朝日新聞 2021/11/13 07:00 の記事によれば――
18歳以下の子どもを対象にした10万円相当の給付について、自民党の高市早苗政調会長は12日のインターネット番組で、「共働き家庭でそれぞれが960万円ぐらい稼いでいたらすごい金額になる。個人の収入だと非常に不公平が起きてしまう」と語った 。
こういう極端な例を持ち出して反対する論法は要注意です。
夫婦2人共に1000万円近い年収という事例がどれほどあるのでしょうか。東京都庁の公務員夫婦なら該当例があるのでしょう。本省の高級官僚夫婦なら該当例があるのでしょう。
■高市自民党政調会長の反対根拠は実態を反映していない
その一方、国税庁の2019年民間給与実態統計調査結果の1年以上勤続者平均年収は4,364,000円です。高市氏が挙げた夫婦同額年収なら合計8,728,000円です。
夫婦共働きが通例になっている現代にあっても、女性の収入は男性にくらべて実に少ないのが現実です。男性に対抗し得る、あるいは男性を越える能力の女性は山ほどいます。
しかし出産・育児で女性は社会活動上決定的に不利な立場にあります。出産・育児を終えた女性には、その道のプロと認められるほどの能力の持ち主であっても、社会復帰してその能力にふさわしい職場や収入を得ることは困難極まりないことです。
妊娠から出産まで10カ月。母乳が必要な乳児期は少なくて1年、多くて2年。母乳が必要な乳児は夜泣きも絶えません。第2子の出産までの間隔は2年後。小学校を終えるまでは危なくて一人放っておくわけにはいきません。二人の子が小学校を卒業するまでと考えると、女性が社会復帰して能力にふさわしい職場を得、相応の収入を得ることは至難なことです。

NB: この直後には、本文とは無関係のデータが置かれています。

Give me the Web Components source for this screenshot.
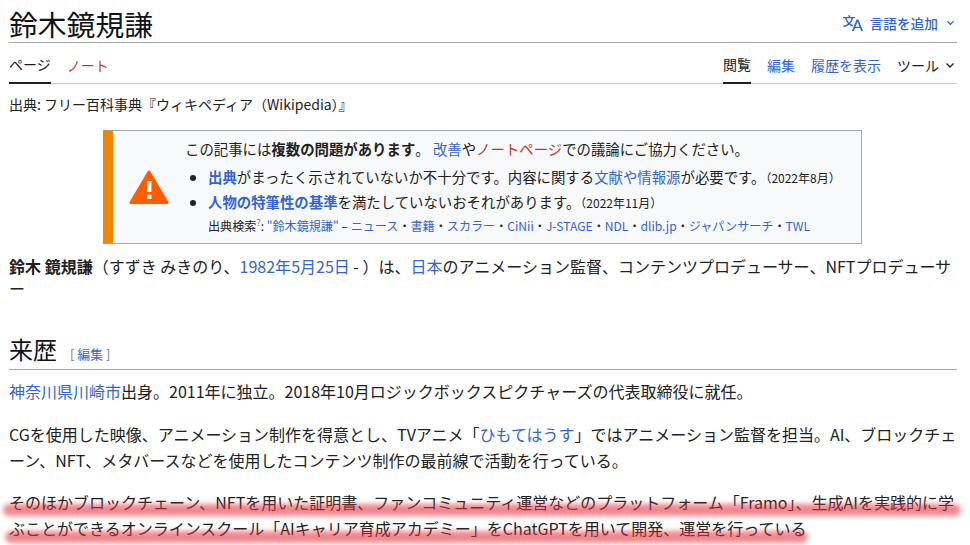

わたしの仕事経験や生活経験によれば、身近にも高額所得の男性は珍しくありません。零細企業の社長なんかは豊かな生活ぶりです。しかし1000万円クラス年収の男性の奥さんで共稼ぎの人は少ない。私の知友の範囲で、今も1000万円以上年収とみられる男性、あるいはかつて1000万円以上であった男性はいますが、みんな奥さんは専業主婦です。
共稼ぎの奥さんが1000万円クラスの収入を得ることができる職場など、奈良県にはありません。大阪でも、収入面で女性が男性に伍することができる職場はしごく限られたものでしょう。こういう点で東京は日本の中でもほかの地域とは比較にならない並外れた都市なのです。
こういう社会実態の中で、「年収960万円×2人分」という高市モデルを論拠にした反対意見は現実性に乏しいものです。
国税庁の2019年民間給与実態統計調査結果の1年以上勤続者平均年収は4,364,000円です。これを正規従業員である夫の年収と見ましょう。同調査の1年未満勤続者平均年収は1,037,000円です。非正規従業員と見ることができ、子育てを終えた女性の再就職年収がこれに近いものでしょう。
高市氏は奈良県衆議院小選挙区2区選出のベテラン議員なのですが、奈良県住民である私の眼には、高市モデルより民間給与実態統計の方がより現実に近いと思われます。
小企業・零細企業のクラスでは従業員に年俸500万を払うのがやっとなのです。従業員の側から見れば年収数百万が上限でそれ以上増えないというのが小企業・零細企業の実態だろうと思います。
生活経験の現場で鍛えた自分の眼を信じて、なおかつ狭い生活経験にとらわれずに、現実離れした議論を見極めていきたいと思っています。